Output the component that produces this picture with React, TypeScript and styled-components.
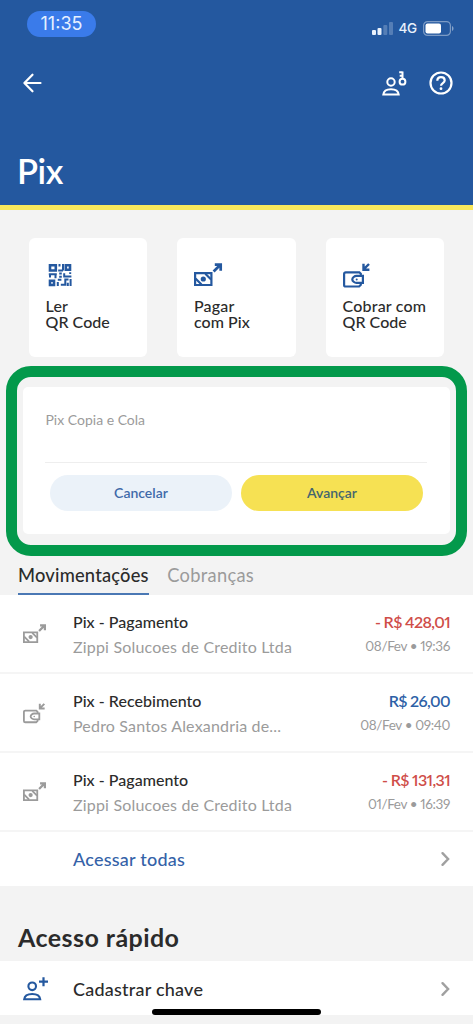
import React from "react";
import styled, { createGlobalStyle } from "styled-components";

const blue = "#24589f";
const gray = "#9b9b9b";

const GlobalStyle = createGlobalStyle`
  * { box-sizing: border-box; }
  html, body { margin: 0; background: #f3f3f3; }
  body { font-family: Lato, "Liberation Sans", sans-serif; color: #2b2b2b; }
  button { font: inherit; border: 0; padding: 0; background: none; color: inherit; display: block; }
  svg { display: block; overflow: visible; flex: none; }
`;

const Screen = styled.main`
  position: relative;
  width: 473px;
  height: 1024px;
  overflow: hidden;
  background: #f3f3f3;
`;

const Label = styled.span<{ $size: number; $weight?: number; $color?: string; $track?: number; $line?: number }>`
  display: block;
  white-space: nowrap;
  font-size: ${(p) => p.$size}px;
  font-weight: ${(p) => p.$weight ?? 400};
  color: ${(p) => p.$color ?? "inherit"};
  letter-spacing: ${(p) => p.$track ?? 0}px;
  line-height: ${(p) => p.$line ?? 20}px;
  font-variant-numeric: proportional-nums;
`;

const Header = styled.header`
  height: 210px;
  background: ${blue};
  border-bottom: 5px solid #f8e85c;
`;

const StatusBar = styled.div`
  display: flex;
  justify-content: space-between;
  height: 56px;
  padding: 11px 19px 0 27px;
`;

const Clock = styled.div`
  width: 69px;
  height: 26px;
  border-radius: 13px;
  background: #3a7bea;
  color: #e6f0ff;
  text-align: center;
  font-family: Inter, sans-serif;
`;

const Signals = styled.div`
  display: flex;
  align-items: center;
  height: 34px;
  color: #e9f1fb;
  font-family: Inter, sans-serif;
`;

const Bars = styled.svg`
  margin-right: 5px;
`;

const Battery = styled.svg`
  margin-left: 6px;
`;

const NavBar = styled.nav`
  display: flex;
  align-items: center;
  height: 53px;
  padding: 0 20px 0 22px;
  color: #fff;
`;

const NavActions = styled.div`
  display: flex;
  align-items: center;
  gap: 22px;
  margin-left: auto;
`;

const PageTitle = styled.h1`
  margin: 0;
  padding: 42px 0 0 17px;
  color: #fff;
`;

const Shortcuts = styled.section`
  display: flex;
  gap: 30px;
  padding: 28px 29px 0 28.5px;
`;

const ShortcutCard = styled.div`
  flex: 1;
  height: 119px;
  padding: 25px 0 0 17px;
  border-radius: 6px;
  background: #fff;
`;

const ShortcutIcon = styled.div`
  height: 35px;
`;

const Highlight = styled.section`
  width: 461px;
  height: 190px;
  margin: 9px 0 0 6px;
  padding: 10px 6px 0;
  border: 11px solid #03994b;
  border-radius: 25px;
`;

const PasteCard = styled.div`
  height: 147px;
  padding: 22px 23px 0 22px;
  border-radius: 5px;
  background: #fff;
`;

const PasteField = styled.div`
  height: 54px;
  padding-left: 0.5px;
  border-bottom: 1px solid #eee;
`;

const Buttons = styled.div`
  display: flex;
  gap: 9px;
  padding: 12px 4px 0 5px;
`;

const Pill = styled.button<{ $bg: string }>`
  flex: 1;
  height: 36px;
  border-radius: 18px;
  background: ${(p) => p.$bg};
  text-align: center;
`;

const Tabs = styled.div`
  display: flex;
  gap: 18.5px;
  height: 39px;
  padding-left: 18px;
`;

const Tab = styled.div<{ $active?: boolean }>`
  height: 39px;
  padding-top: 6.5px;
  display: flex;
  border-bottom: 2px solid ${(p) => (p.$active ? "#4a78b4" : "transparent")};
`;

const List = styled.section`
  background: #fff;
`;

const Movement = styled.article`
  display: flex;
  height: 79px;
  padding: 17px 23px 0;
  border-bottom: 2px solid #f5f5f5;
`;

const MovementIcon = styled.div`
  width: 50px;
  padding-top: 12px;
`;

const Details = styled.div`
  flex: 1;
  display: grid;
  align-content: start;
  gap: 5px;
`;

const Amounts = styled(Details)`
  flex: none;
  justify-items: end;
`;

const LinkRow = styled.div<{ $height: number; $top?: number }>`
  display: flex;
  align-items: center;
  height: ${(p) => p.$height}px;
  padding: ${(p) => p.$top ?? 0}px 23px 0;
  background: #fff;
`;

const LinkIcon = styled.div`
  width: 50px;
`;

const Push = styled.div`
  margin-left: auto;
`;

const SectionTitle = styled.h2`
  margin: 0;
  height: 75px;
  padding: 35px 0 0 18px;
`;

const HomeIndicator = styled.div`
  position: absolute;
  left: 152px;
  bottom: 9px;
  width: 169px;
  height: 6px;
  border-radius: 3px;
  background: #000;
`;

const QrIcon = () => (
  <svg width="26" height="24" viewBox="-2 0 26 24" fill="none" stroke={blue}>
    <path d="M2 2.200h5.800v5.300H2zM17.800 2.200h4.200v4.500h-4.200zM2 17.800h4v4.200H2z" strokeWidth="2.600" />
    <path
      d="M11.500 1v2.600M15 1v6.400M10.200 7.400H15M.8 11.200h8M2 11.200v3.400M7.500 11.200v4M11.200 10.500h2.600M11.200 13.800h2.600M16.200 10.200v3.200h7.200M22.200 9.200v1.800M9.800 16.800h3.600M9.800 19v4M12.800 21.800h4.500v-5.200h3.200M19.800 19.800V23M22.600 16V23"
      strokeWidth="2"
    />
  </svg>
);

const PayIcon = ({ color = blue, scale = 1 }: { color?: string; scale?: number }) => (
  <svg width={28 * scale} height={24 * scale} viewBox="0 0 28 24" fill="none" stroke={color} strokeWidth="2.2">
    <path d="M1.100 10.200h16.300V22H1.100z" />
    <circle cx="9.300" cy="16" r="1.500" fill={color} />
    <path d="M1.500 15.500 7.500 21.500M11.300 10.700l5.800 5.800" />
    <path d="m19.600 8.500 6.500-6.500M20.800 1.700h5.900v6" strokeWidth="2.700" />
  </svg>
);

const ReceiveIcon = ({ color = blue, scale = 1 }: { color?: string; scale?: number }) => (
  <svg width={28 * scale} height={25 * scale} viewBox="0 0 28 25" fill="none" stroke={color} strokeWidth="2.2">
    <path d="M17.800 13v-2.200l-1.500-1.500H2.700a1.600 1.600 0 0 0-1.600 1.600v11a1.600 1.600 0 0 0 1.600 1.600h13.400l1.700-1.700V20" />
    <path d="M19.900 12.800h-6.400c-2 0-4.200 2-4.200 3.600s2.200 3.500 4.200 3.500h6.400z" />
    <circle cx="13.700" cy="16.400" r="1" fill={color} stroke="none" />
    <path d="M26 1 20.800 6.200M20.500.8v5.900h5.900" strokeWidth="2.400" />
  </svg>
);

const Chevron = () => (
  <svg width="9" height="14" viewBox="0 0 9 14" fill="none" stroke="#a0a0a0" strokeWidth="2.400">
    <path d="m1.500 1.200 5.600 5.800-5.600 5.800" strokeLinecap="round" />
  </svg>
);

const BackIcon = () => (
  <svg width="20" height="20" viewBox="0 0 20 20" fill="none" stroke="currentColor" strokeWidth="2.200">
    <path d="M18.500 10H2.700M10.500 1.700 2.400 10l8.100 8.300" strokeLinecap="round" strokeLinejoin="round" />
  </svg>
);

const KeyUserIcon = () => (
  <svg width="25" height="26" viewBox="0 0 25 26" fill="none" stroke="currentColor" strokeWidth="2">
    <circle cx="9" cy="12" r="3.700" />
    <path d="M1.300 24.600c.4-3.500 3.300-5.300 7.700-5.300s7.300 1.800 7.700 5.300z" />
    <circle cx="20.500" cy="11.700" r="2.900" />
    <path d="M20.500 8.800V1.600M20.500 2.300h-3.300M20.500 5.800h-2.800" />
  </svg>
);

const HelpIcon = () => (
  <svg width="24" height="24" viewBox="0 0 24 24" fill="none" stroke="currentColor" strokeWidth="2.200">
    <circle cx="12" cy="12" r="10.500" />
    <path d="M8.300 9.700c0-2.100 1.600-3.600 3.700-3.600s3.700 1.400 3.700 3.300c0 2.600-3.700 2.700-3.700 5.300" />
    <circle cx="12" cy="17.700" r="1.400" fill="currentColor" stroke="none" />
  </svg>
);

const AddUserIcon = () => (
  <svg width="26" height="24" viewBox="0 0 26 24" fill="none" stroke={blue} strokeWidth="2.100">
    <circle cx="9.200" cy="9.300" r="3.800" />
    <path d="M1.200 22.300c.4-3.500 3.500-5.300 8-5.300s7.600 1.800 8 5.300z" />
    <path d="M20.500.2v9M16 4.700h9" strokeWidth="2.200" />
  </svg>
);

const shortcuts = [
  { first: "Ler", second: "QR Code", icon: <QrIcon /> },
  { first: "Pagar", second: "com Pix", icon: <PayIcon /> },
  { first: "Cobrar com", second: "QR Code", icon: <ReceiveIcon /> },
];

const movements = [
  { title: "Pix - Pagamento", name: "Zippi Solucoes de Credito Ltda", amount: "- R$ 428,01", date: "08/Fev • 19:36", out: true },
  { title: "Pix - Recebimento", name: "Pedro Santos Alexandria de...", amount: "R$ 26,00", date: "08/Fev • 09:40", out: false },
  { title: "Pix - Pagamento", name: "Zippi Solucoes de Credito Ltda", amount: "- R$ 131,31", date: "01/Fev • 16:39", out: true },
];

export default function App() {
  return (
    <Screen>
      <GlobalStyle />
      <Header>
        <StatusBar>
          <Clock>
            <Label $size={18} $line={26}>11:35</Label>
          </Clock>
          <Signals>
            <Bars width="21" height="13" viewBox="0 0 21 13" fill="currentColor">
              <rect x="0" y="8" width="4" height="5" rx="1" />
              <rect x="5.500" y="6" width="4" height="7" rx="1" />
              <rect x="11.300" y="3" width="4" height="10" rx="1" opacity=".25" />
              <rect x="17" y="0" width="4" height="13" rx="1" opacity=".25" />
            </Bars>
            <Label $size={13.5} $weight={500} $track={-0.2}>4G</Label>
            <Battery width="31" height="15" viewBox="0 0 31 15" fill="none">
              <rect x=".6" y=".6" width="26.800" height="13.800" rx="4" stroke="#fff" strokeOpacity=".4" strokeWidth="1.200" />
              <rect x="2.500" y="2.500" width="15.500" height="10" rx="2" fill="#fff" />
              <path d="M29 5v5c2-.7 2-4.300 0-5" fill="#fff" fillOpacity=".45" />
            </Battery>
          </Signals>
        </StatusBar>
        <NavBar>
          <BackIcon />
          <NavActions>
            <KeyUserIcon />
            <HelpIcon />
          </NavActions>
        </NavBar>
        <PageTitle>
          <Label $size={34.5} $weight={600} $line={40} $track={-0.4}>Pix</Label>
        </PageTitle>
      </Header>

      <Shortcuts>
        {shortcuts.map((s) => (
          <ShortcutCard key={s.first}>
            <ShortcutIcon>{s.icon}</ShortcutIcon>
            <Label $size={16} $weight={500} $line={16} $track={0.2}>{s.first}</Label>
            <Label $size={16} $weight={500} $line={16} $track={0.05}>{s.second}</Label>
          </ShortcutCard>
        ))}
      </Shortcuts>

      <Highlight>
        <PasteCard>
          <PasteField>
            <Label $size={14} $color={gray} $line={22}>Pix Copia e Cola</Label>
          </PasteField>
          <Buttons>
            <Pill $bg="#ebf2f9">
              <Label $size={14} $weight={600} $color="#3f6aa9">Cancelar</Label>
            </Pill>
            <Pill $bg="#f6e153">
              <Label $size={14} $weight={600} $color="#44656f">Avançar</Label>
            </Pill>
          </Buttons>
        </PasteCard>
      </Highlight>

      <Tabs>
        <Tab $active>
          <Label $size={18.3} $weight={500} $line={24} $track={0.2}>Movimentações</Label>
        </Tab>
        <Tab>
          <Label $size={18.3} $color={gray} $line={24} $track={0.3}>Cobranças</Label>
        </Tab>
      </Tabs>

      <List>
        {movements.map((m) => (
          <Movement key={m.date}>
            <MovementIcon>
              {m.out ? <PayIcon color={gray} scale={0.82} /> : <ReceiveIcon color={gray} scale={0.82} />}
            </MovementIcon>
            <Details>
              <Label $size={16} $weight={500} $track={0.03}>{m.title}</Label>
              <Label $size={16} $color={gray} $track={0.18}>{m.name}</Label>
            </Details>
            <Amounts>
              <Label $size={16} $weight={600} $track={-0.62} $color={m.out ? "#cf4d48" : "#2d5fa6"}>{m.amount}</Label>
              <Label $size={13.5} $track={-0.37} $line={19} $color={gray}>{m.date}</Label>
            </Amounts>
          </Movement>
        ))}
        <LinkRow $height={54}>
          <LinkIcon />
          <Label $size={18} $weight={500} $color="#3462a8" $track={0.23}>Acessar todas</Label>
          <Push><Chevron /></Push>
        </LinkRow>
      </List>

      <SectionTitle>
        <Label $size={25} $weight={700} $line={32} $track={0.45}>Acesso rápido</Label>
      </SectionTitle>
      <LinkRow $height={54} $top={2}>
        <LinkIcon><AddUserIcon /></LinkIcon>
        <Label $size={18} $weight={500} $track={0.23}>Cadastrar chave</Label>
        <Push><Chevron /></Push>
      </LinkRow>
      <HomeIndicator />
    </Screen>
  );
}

◆ ◆ ◆ ◆ ◆

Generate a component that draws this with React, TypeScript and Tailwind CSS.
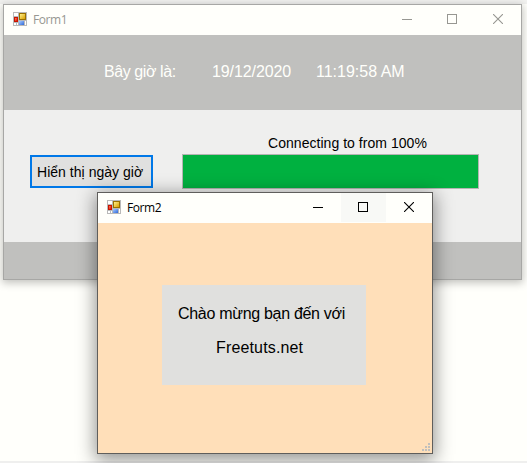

◆ ◆ ◆ ◆ ◆

WRITTEN REQUEST: Scan the listing above and identify each line holding the string "components"; copy every such line.

ANSWER FOR THE TASK:
Output the component that produces this picture with React, TypeScript and styled-components.
import styled, { createGlobalStyle } from "styled-components";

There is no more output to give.